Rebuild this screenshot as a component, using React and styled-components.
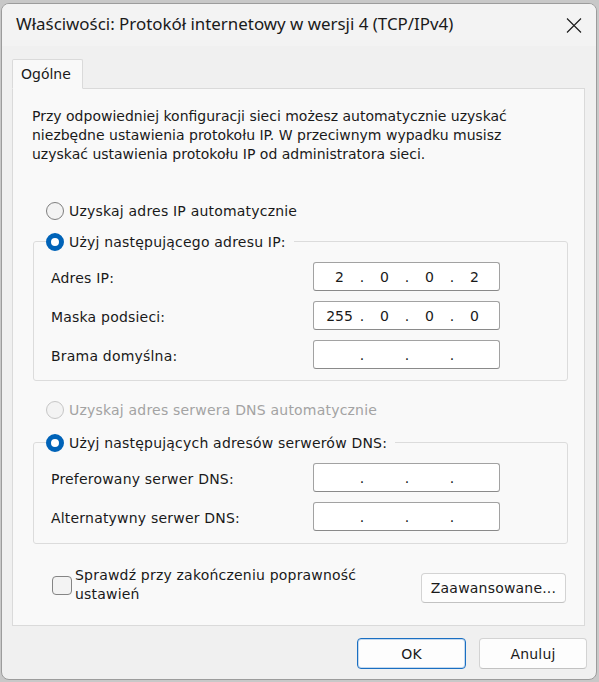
import React from "react";
import styled, { createGlobalStyle } from "styled-components";

const Global = createGlobalStyle`
  html, body { margin: 0; padding: 0; }
  body {
    background: #c8c8c8;
    width: 599px;
    height: 682px;
    overflow: hidden;
    font-family: "DejaVu Sans", "Noto Sans", sans-serif;
  }
  * { box-sizing: border-box; }
`;

const Window = styled.div`
  margin: 3px 2px 0 1px;
  width: 596px;
  height: 677px;
  background: #f0f0f0;
  border: 1px solid #9c9c9c;
  border-radius: 8px;
  display: flex;
  flex-direction: column;
  overflow: hidden;
  color: #1a1a1a;
`;

const TitleBar = styled.div`
  height: 42px;
  display: flex;
  align-items: center;
  justify-content: space-between;
  padding: 0 14px 0 14px;
  background: #f3f3f3;
`;

const Title = styled.div`
  font-family: "Noto Sans", "Open Sans", sans-serif;
  font-size: 16.9px;
  color: #1a1a1a;
  margin-top: -3px;
`;

const CloseButton = styled.button`
  border: 0;
  background: transparent;
  padding: 0;
  width: 16px;
  height: 16px;
  display: flex;
  align-items: center;
  justify-content: center;
  margin-right: 0;
`;

const Body = styled.div`
  flex: 1;
  display: flex;
  flex-direction: column;
  padding: 13px 11px 0 10px;
`;

const TabStrip = styled.div`
  display: flex;
  margin-bottom: -1px;
  position: relative;
  z-index: 1;
`;

const Tab = styled.div`
  width: 71px;
  height: 30px;
  padding-left: 8px;
  display: flex;
  align-items: center;
  font-size: 14px;
  background: #f9f9f9;
  border: 1px solid #dadada;
  border-bottom: 1px solid #f9f9f9;
  border-radius: 2px 2px 0 0;
`;

const Panel = styled.div`
  height: 538px;
  background: #f9f9f9;
  border: 1px solid #dadada;
  padding: 18px 16px 0 19px;
  display: flex;
  flex-direction: column;
  font-size: 14px;
  letter-spacing: 0.2px;
`;

const Intro = styled.p`
  margin: 0;
  line-height: 19px;
  letter-spacing: 0;
  white-space: nowrap;
`;

const RadioRow = styled.label`
  display: flex;
  align-items: center;
  gap: 5px;
  height: 21px;
  margin-left: 14px;
  margin-top: ${(p) => p.$top}px;
  color: ${(p) => (p.$disabled ? "#a3a3a3" : "#1a1a1a")};
`;

const Radio = styled.input.attrs({ type: "radio" })`
  appearance: none;
  margin: 0;
  width: 18px;
  height: 18px;
  border-radius: 50%;
  flex: none;
  background: #f3f3f3;
  border: 1px solid #7f7f7f;
  &:disabled {
    border-color: #c6c6c6;
  }
  &:checked {
    background: #ffffff;
    border: 5px solid #0063b8;
  }
`;

const Group = styled.fieldset`
  margin: ${(p) => p.$top}px 0 0 1px;
  padding: 0 67px ${(p) => p.$bottom}px 17px;
  border: 1px solid #dcdcdc;
  border-radius: 3px;
  display: flex;
  flex-direction: column;
  gap: 10px;
`;

const Legend = styled.legend`
  padding: 0 8px 0 0;
  margin-left: -5px;
  margin-bottom: 10px;
`;

const LegendRadio = styled(RadioRow)`
  margin-left: 0;
  margin-top: 0;
`;

const FieldRow = styled.div`
  display: grid;
  grid-template-columns: 1fr 187px;
  align-items: center;
`;

const FieldLabel = styled.span`
  padding-top: 2px;
`;

const IpBox = styled.div`
  height: 29px;
  background: #ffffff;
  border: 1px solid #a2a2a2;
  border-bottom-color: #8a8a8a;
  border-radius: 3px;
  display: grid;
  grid-template-columns: 37px 8px 37px 8px 37px 8px 37px;
  padding-left: 7px;
  align-items: center;
  letter-spacing: 0;
`;

const Octet = styled.span`
  text-align: center;
`;

const Dot = styled.span`
  text-align: center;
`;

const CheckRow = styled.div`
  display: flex;
  align-items: center;
  justify-content: space-between;
  margin-top: 22px;
  padding-left: 20px;
`;

const CheckLabel = styled.label`
  display: flex;
  align-items: center;
  gap: 3px;
  width: 310px;
`;

const Checkbox = styled.input.attrs({ type: "checkbox" })`
  appearance: none;
  margin: 0;
  width: 20px;
  height: 19px;
  flex: none;
  border: 1px solid #858585;
  border-radius: 4px;
  background: #f3f3f3;
`;

const CheckText = styled.span`
  line-height: 19px;
`;

const Button = styled.button`
  font-family: "DejaVu Sans", "Noto Sans", sans-serif;
  font-size: 14px;
  letter-spacing: 0.2px;
  color: #1a1a1a;
  height: 31px;
  width: ${(p) => p.$w}px;
  border-radius: 4px;
  background: #fdfdfd;
  border: 1px solid ${(p) => (p.$primary ? "#1a6fc2" : "#d3d3d3")};
  border-bottom-color: ${(p) => (p.$primary ? "#1a6fc2" : "#c2c2c2")};
  box-shadow: ${(p) => (p.$primary ? "inset 0 0 0 1px rgba(26,111,194,0.25)" : "none")};
  padding: 0;
`;

const AdvancedButton = styled(Button)`
  margin-right: 2px;
  margin-top: 5px;
  height: 30px;
`;

const Footer = styled.div`
  display: flex;
  justify-content: flex-end;
  gap: 13px;
  padding: 12px 0 0 0;
  margin-right: -2px;
`;

const ipRows = [
  { label: "Adres IP:", value: ["2", "0", "0", "2"] },
  { label: "Maska podsieci:", value: ["255", "0", "0", "0"] },
  { label: "Brama domyślna:", value: ["", "", "", ""] },
];

const dnsRows = [
  { label: "Preferowany serwer DNS:", value: ["", "", "", ""] },
  { label: "Alternatywny serwer DNS:", value: ["", "", "", ""] },
];

function IpField({ value }) {
  return (
    <IpBox>
      <Octet>{value[0]}</Octet>
      <Dot>.</Dot>
      <Octet>{value[1]}</Octet>
      <Dot>.</Dot>
      <Octet>{value[2]}</Octet>
      <Dot>.</Dot>
      <Octet>{value[3]}</Octet>
    </IpBox>
  );
}

export default function App() {
  return (
    <>
      <Global />
      <Window>
        <TitleBar>
          <Title>Właściwości: Protokół internetowy w wersji 4 (TCP/IPv4)</Title>
          <CloseButton aria-label="Zamknij">
            <svg width="16" height="15" viewBox="0 0 16 15">
              <path d="M1 0.5 L15 14.5 M15 0.5 L1 14.5" stroke="#1a1a1a" strokeWidth="1.1" fill="none" />
            </svg>
          </CloseButton>
        </TitleBar>
        <Body>
          <TabStrip>
            <Tab>Ogólne</Tab>
          </TabStrip>
          <Panel>
            <Intro>
              Przy odpowiedniej konfiguracji sieci możesz automatycznie uzyskać
              <br />
              niezbędne ustawienia protokołu IP. W przeciwnym wypadku musisz
              <br />
              uzyskać ustawienia protokołu IP od administratora sieci.
            </Intro>
            <RadioRow $top={36}>
              <Radio name="ip" />
              Uzyskaj adres IP automatycznie
            </RadioRow>
            <Group $top={10} $bottom={11}>
              <Legend>
                <LegendRadio>
                  <Radio name="ip" defaultChecked />
                  Użyj następującego adresu IP:
                </LegendRadio>
              </Legend>
              {ipRows.map((r) => (
                <FieldRow key={r.label}>
                  <FieldLabel>{r.label}</FieldLabel>
                  <IpField value={r.value} />
                </FieldRow>
              ))}
            </Group>
            <RadioRow $top={18} $disabled>
              <Radio name="dns" disabled />
              Uzyskaj adres serwera DNS automatycznie
            </RadioRow>
            <Group $top={12} $bottom={12}>
              <Legend>
                <LegendRadio>
                  <Radio name="dns" defaultChecked />
                  Użyj następujących adresów serwerów DNS:
                </LegendRadio>
              </Legend>
              {dnsRows.map((r) => (
                <FieldRow key={r.label}>
                  <FieldLabel>{r.label}</FieldLabel>
                  <IpField value={r.value} />
                </FieldRow>
              ))}
            </Group>
            <CheckRow>
              <CheckLabel>
                <Checkbox />
                <CheckText>Sprawdź przy zakończeniu poprawność ustawień</CheckText>
              </CheckLabel>
              <AdvancedButton $w={145}>Zaawansowane...</AdvancedButton>
            </CheckRow>
          </Panel>
          <Footer>
            <Button $primary $w={109}>OK</Button>
            <Button $w={108}>Anuluj</Button>
          </Footer>
        </Body>
      </Window>
    </>
  );
}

----

# [TASK DESCRIPTION]
State how many lines of the data include the word "components", with nothing else.

# [THE RESPONSE]
2